## [Given problem]
Please, without the pictures, retype exactly the lines from the start of the material through the line that holds "const menuItems = ['Notifications', 'Integrations".

## [Data shown]
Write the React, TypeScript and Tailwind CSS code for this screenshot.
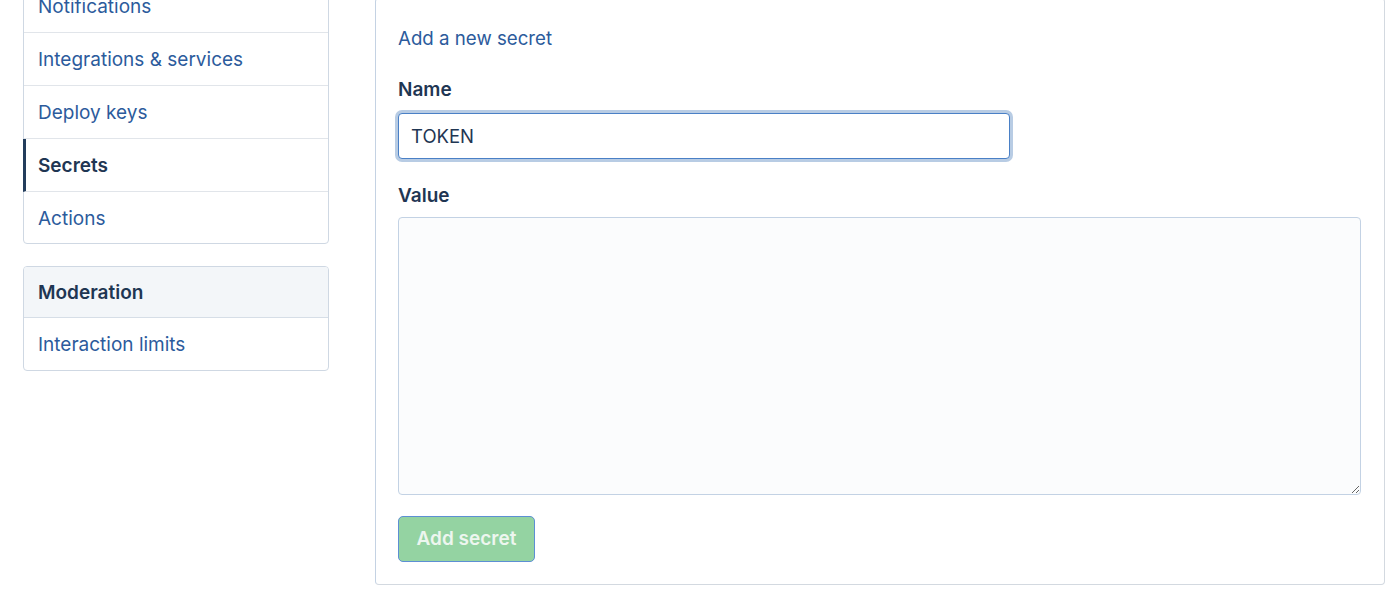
import React from 'react';

const menuItems = ['Notifications', 'Integrations & services', 'Deploy keys', 'Secrets', 'Actions'];

const App: React.FC = () => {
  return (
    <div
      className="min-h-[598px] h-[598px] overflow-hidden bg-white flex items-start pl-[23px]"
      style={{ fontFamily: 'Inter, "Noto Sans", sans-serif' }}
    >
      {/* sidebar */}
      <div className="w-[306px] -mt-[21px] flex flex-col gap-[22px] shrink-0">
        <nav className="border border-[#cfd8e3] rounded-[4px] bg-white">
          {menuItems.map((item, i) => {
            const selected = item === 'Secrets';
            const last = i === menuItems.length - 1;
            return (
              <a
                key={item}
                className={
                  'flex items-center pt-[3px] text-[19px] ' +
                  (last ? 'h-[51px] ' : 'h-[53px] border-b border-[#e1e5ea] ') +
                  (selected
                    ? 'border-l-[3px] border-l-[#233d5c] -ml-px pl-[12px] font-semibold text-[#1f3653]'
                    : 'pl-[14px] text-[#2c5b9c]')
                }
              >
                {item}
              </a>
            );
          })}
        </nav>
        <nav className="border border-[#cfd8e3] rounded-[4px] bg-white overflow-hidden">
          <div className="h-[51px] flex items-center pt-[2px] pl-[14px] bg-[#f3f6f9] border-b border-[#d6dee7] text-[19px] font-semibold text-[#1f3653]">
            Moderation
          </div>
          <a className="h-[52px] flex items-center pt-[2px] pl-[14px] text-[19px] text-[#2c5b9c]">Interaction limits</a>
        </nav>
      </div>

      {/* main */}
      <div className="ml-[46px] w-[1010px] -mt-[2px] border border-[#d3d9e0] border-l-[#c4d2e3] rounded-[4px] bg-white pt-[26px] pb-[22px] pl-[22px] pr-[23px] flex flex-col">
        <div className="text-[18.7px] leading-[28px] text-[#2c5b9c]">Add a new secret</div>
        <label className="mt-[24px] text-[19px] leading-[26px] font-semibold text-[#1f3653]">Name</label>
        <input
          readOnly
          value="TOKEN"
          className="mt-[10px] w-[612px] h-[46px] px-[12px] text-[18.5px] text-[#1f3653] bg-white border border-[#4a80c6] rounded-[4px] outline-none shadow-[0_0_0_3px_#b8cce4]"
        />
        <label className="mt-[24px] text-[19px] leading-[26px] font-semibold text-[#1f3653]">Value</label>
        <textarea
          readOnly
          className="mt-[8px] w-[963px] h-[278px] bg-[#fbfcfd] border border-[#c3d2e4] rounded-[4px] outline-none"
        />
        <div className="mt-[21px]">
          <button className="w-[137px] h-[46px] rounded-[5px] bg-[#94d3a2] border border-[#5d8fd4] text-[19px] font-semibold text-[#edf6ef]">
            Add secret
          </button>
        </div>
      </div>
    </div>
  );
};

export default App;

## [Output]
Write the React, TypeScript and Tailwind CSS code for this screenshot.
import React from 'react';

const menuItems = ['Notifications', 'Integrations & services', 'Deploy keys', 'Secrets', 'Actions'];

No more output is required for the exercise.